Dix années plus tard, je commence à travailler pour la mission Portes Ouvertes en France, et c’est lors de mon premier voyage aux Pays-Bas, siège de la mission, que je rencontre à nouveau Frère André.
Il était déjà un « héros » spirituel. Le premier livre que j’avais lu après ma conversion était « Le Contrebandier », l’histoire de comment ce jeune homme de 25 ans avait rencontré Dieu, puis « découvert » une église persécutée derrière le rideau de fer. C’était un récit qui racontait comment, tout seul, il avait commencé à passer en contrebande des bibles aux églises dans la persécution. En dehors de présenter la mission dans les églises, mon travail consistait à participer à cette action de contrebande. J’ai vu la façon méthodique, recherchée, pratique avec laquelle c’était organisé, et j’ai pu mesurer l’impact de ces bibles chez les chrétiens d’Europe de l’Est et de l’URSS.
Mais pendant ces premiers mois, j’avais vite compris qu’André était déjà « ailleurs ». Il avait « quitté » l’Europe de l’Est ; il s’était tourné vers le Moyen Orient islamique, les révolutions marxistes en Amérique Latine et les troubles en Afrique. Il était à la recherche de ses frères et sœurs persécutés.
Pionnier
André était d’abord un pionnier. Un homme qui n’avait peur de rien. Plus un endroit semblait conflictuel, là où les chrétiens étaient en danger, plus il sentait l’appel de Dieu. « Si je n’étais pas devenu chrétien, avait-il dit, j’aurais été un révolutionnaire. Je comprends les terroristes. Je sais comment leur parler ». Il me raconte un jour : « Je monte dans un avion, à destination du Moyen Orient. Je vois un grand Sheikh puissant s’assoir en première classe. Je dis à Dieu : avant la fin du voyage, je veux être assis à côté de lui ». Là où l’endroit était le plus « chaud » pour les chrétiens, c’est là où André se rendait… à Beyrouth pendant la guerre civile, au Pakistan chez les Talibans…. Quel encouragement pour les chrétiens!
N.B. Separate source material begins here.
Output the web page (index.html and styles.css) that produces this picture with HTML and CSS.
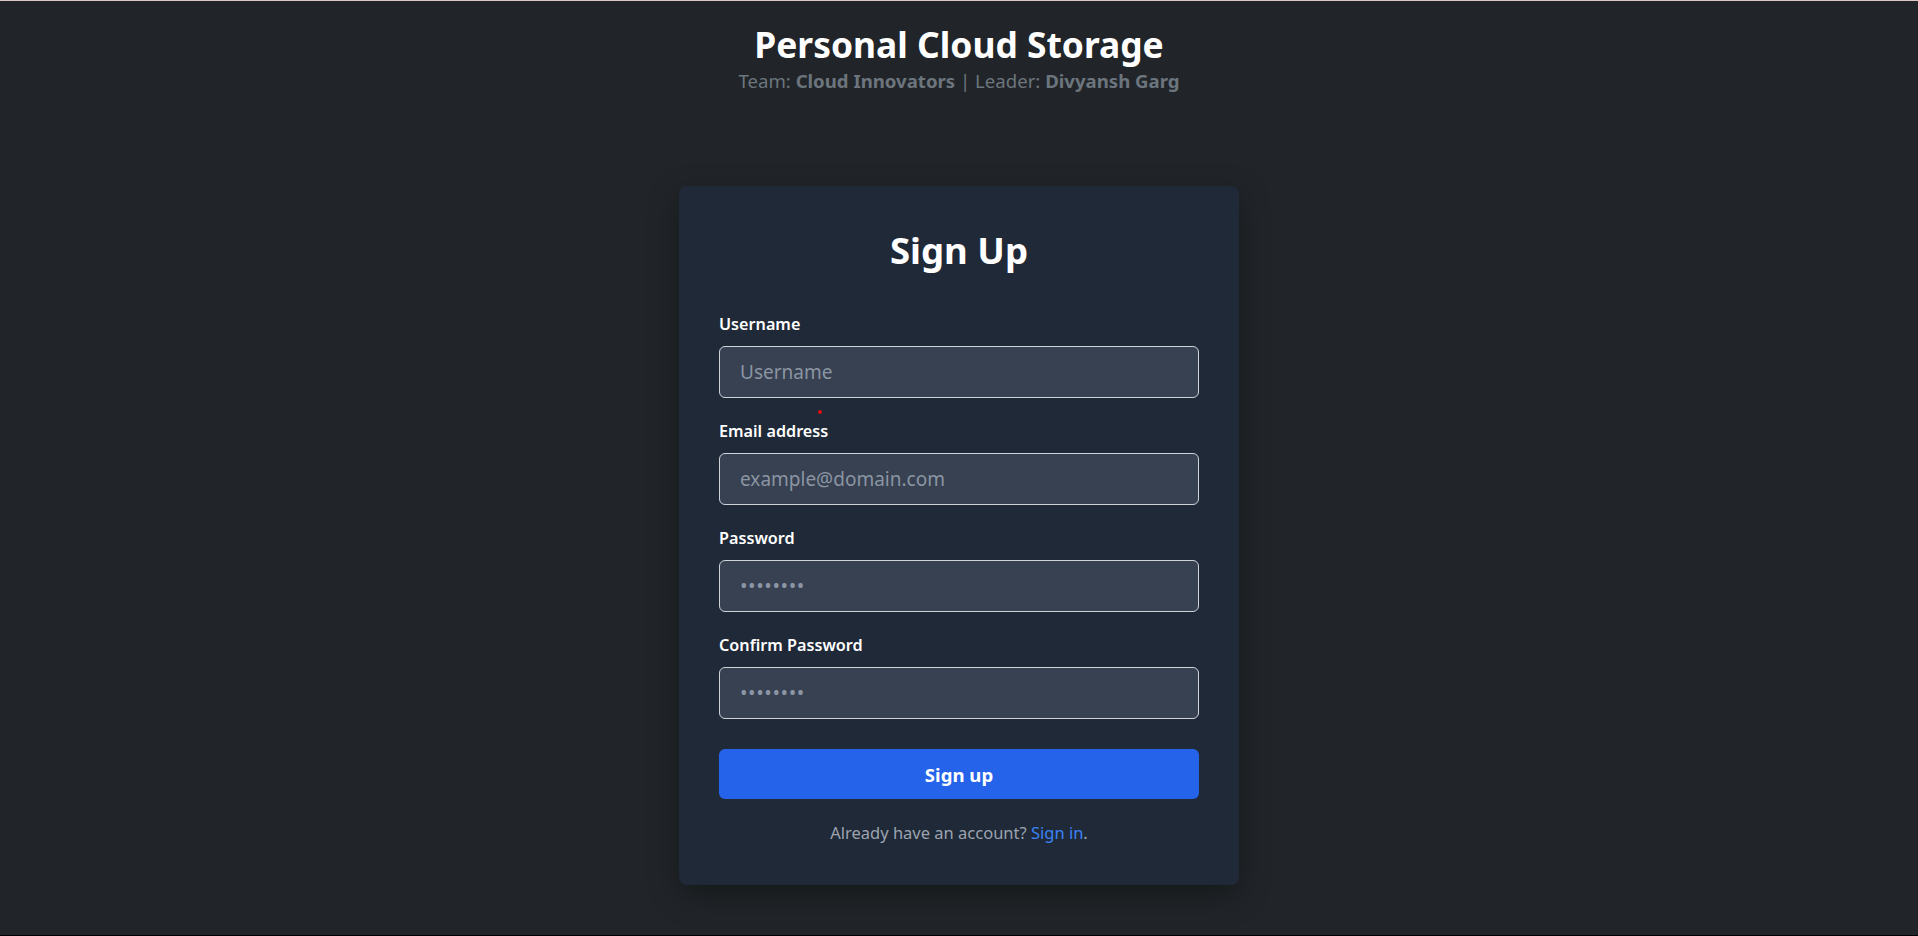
FILE: index.html
```html
<!DOCTYPE html>
<html lang="en">
<head>
<meta charset="utf-8">
<title>Personal Cloud Storage - Sign Up</title>
<link rel="stylesheet" href="styles.css">
</head>
<body>
<header class="site-header">
  <h1 class="site-title">Personal Cloud Storage</h1>
  <p class="site-subtitle">Team: <strong>Cloud Innovators</strong> | Leader: <strong>Divyansh Garg</strong></p>
</header>
<main class="main">
  <section class="card">
    <span class="marker"></span>
    <h2 class="card-title">Sign Up</h2>
    <form class="form">
      <div class="field">
        <label class="label" for="username">Username</label>
        <input class="input" id="username" type="text" placeholder="Username">
      </div>
      <div class="field">
        <label class="label" for="email">Email address</label>
        <input class="input" id="email" type="email" placeholder="example@domain.com">
      </div>
      <div class="field">
        <label class="label" for="password">Password</label>
        <input class="input input-pw" id="password" type="password" placeholder="••••••••">
      </div>
      <div class="field">
        <label class="label" for="confirm">Confirm Password</label>
        <input class="input input-pw" id="confirm" type="password" placeholder="••••••••">
      </div>
      <button class="btn" type="button">Sign up</button>
    </form>
    <p class="footer-text">Already have an account? <a class="link" href="#">Sign in</a>.</p>
  </section>
</main>
</body>
</html>
```
FILE: styles.css
```css
html, body {
  margin: 0;
  padding: 0;
}
body {
  background: #212529;
  color: #ffffff;
  font-family: "Noto Sans", "Open Sans", sans-serif;
  height: 936px;
  box-sizing: border-box;
  border-top: 1px solid #dcc6c6;
  border-bottom: 1px solid #000000;
  overflow: hidden;
}
.site-header {
  text-align: center;
  padding-top: 22px;
}
.site-title {
  margin: 0;
  font-size: 35.4px;
  line-height: 43px;
  font-weight: 700;
  color: #ffffff;
}
.site-subtitle {
  margin: 1px 0 0;
  font-size: 18.6px;
  line-height: 28px;
  color: #6c757d;
}
.site-subtitle strong {
  font-weight: 700;
}
.main {
  display: flex;
  justify-content: center;
  margin-top: 91px;
}
.card {
  position: relative;
  width: 560px;
  box-sizing: border-box;
  padding: 42px 40px 40px;
  background: #1f2937;
  border-radius: 8px;
  box-shadow: 0 10px 30px rgba(0, 0, 0, 0.35);
}
.marker {
  position: absolute;
  left: 139px;
  top: 224px;
  width: 4px;
  height: 4px;
  border-radius: 50%;
  background: #e01010;
}
.card-title {
  margin: 0 0 40px;
  text-align: center;
  font-size: 36.5px;
  line-height: 44px;
  font-weight: 700;
}
.form {
  display: flex;
  flex-direction: column;
  gap: 21px;
}
.field {
  display: flex;
  flex-direction: column;
  gap: 10px;
}
.label {
  font-size: 16.2px;
  line-height: 24px;
  font-weight: 600;
  color: #ffffff;
}
.input {
  box-sizing: border-box;
  height: 52px;
  width: 100%;
  padding: 0 20px;
  background: #374151;
  border: 1px solid #cfd3d9;
  border-radius: 6px;
  color: #ffffff;
  font-family: inherit;
  font-size: 19px;
  outline: none;
}
.input::placeholder {
  color: #8b95a3;
}
.input-pw::placeholder {
  font-size: 20px;
  letter-spacing: 0.6px;
}
.btn {
  margin-top: 9px;
  height: 50px;
  border: none;
  border-radius: 6px;
  background: #2563eb;
  color: #ffffff;
  font-family: inherit;
  font-size: 18.6px;
  font-weight: 700;
  cursor: pointer;
}
.footer-text {
  margin: 22px 0 0;
  text-align: center;
  font-size: 16.5px;
  line-height: 24px;
  color: #9ca3af;
}
.link {
  color: #3b82f6;
  text-decoration: none;
}
```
La motivation d’André n’était pas l’aventure, même s’il avait bien plus de courage que moi ! André avait compris que son appel était de fortifier ceux qui étaient persécutés pour leur foi. « Nous sommes une mission pour la fin des temps », disait-il.
Prophète
André était également un prophète. Le matin, quand il partageait avec nous une étude biblique, il venait avec, dans une main, la bible, et dans l’autre, un classeur plein de coupures de journaux, de citations, de reportages qu’il avait vus à la télévision. Il vivait avec « un œil sur la Bible, et l’autre œil sur le monde ». Comme un prophète de l’Ancien Testament, ses yeux étaient autant sur les nations qui persécutaient Israël, que sur le peuple de Dieu lui-même. Lors d’une de mes premières rencontres avec lui, en 1983, il a lancé les « 7 ans de prière pour l’Union soviétique ». Il avait compris l’enjeu géopolitique. Moscou était le pouvoir derrière la persécution en URSS et en Europe de l’Est. Il fallait prier pour l’URSS. Et exactement 7 ans plus tard, le rideau de fer est tombé !
André avait toujours 10 ans d’avance sur la mission qu’il a fondée. Ses prises de position n’étaient pas toujours appréciées par tout le monde. Est-ce qu’il avait plus à cœur les chrétiens persécutés palestiniens que la nation d’Israël ? Certains évangéliques désapprouvaient. André disait « La meilleure façon d’aimer Israël est de convertir ses ennemis ».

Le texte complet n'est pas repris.